Multivariate statistical analysis of asynchronous lidar data and vegetation models in a neotropical forest

- Demonstrate amenability of vegetation profiles to multivariate statistics
- Using Monte Carlo simulations four lidar sensors were statistically similar
- Models of vegetation distribution were not consistent with lidar profiles
- MRPP tests revealed that models performed more poorly in low biomass plots
- Mantel tests may evaluate vertical structure change in multi-temporal datasets

In this paper, we conduct multivariate analyses of similarity amongst lidar instruments and canopy models by exploiting the similarities of binned canopy height profiles to community datasets in that we treat profile bins as “species” to calculate distance matrices between sample units. Canopy profiles were derived from lidar data using the MacArthur-Horn transformation and from field data using a model we developed that uses two sets of allometric equations describing crown shape and tree height and a third from raw field data.

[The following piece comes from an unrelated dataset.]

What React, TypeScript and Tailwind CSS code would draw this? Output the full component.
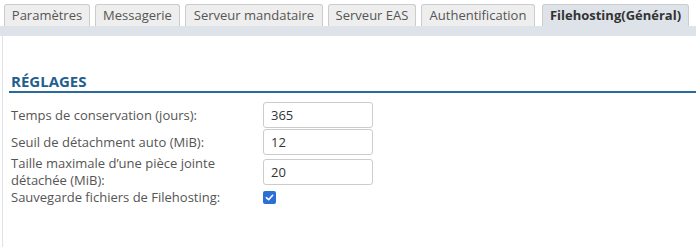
const tabs = [
  { label: 'Paramètres', w: 'w-[86px]' },
  { label: 'Messagerie', w: 'w-[85px]' },
  { label: 'Serveur mandataire', w: 'w-[138px]' },
  { label: 'Serveur EAS', w: 'w-[88px]' },
  { label: 'Authentification', w: 'w-[114px]' },
]

function Row({ label, children, className = '' }: { label: React.ReactNode; children: React.ReactNode; className?: string }) {
  return (
    <div className={`flex items-center ${className}`}>
      <div className="w-[252px] text-[13px] leading-[17px] text-[#555]">{label}</div>
      {children}
    </div>
  )
}

function Field({ value }: { value: string }) {
  return (
    <input
      defaultValue={value}
      className="w-[110px] h-[26px] border border-[#ccc] rounded-[3px] px-[7px] text-[13px] text-[#333] bg-white outline-none"
    />
  )
}

export default function App() {
  return (
    <div className="w-[696px] h-[249px] bg-white overflow-hidden font-['Open_Sans',sans-serif]">
      <div className="flex items-end gap-[5px] pl-[4px] pt-[4px] h-[26px]">
        {tabs.map((t) => (
          <div
            key={t.label}
            className={`${t.w} h-[22px] flex items-center justify-center bg-[#eee] border border-b-0 border-[#ccc] rounded-t-[3px] text-[13px] text-[#555]`}
          >
            {t.label}
          </div>
        ))}
        <div className="w-[147px] ml-[2px] h-[22px] flex items-center justify-center bg-[#dde3e9] border border-b-0 border-[#ccc] rounded-t-[3px] text-[13px] font-bold text-[#333]">
          Filehosting(Général)
        </div>
      </div>
      <div className="h-[10px] bg-[#dde3e9]" />
      <div className="ml-[2px] border-l border-[#dde3e9] h-[211px] pl-[6px]">
        <div className="pt-[36px]">
          <h2 className="pl-[2px] text-[15px] leading-[18px] font-bold text-[#1f5f8f] border-b-2 border-[#2a6a9a] pb-[1px]">
            RÉGLAGES
          </h2>
        </div>
        <div className="pl-[2px] pt-[9px] flex flex-col gap-[1px]">
          <Row label="Temps de conservation (jours):">
            <Field value="365" />
          </Row>
          <Row label="Seuil de détachment auto (MiB):">
            <Field value="12" />
          </Row>
          <Row className="-my-[1px]" label={<>Taille maximale d’une pièce jointe<br />détachée (MiB):</>}>
            <Field value="20" />
          </Row>
          <Row label="Sauvegarde fichiers de Filehosting:">
            <div className="w-[13px] h-[13px] rounded-[2px] bg-[#2b6fd6] flex items-center justify-center">
              <svg width="9" height="9" viewBox="0 0 10 10">
                <path d="M1.5 5.2 L4 7.5 L8.5 2.5" fill="none" stroke="white" strokeWidth="1.8" strokeLinecap="round" strokeLinejoin="round" />
              </svg>
            </div>
          </Row>
        </div>
      </div>
    </div>
  )
}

We conducted a statistical comparison of seven asynchronous relative vegetation profiles (RVP) derived from different methodologies between the years of 2005 and 2012. We compared three airborne lidar datasets, three modeled profiles from field data, and one terrestrial lidar dataset using pairwise Mantel tests, multi-response permutation procedure (MRPP) and a permutation-based comparison using a similarity index for within plot comparisons. We used the results of MRPP to determine possible drivers of poor agreement between instruments and models and found a moderate relationship between within-plot variability (observed delta) and estimated above ground biomass (r2 = 0.273, p < 0.05), which we attribute to poor model performance on low density/low biomass plots. In addition, correlation analysis of height metrics derived from RVPs resulted in weak correlations at low height percentiles and strong correlations at higher percentiles. Overall, we identified general similarity between lidar profiles using MRPP (lidar only A = 0.202, p < 0.001), but poorer agreement between lidar and modeled profiles (all profiles A = 0.076, p < 0.001). We attribute some of these differences to selection of canopy profile models and to approaches used for accounting for canopy occlusion in lidar transformations. In addition, we discuss the possibility of using Mantel tests to estimate temporal scales of vertical structure change in La Selva Biological Station, Costa Rica.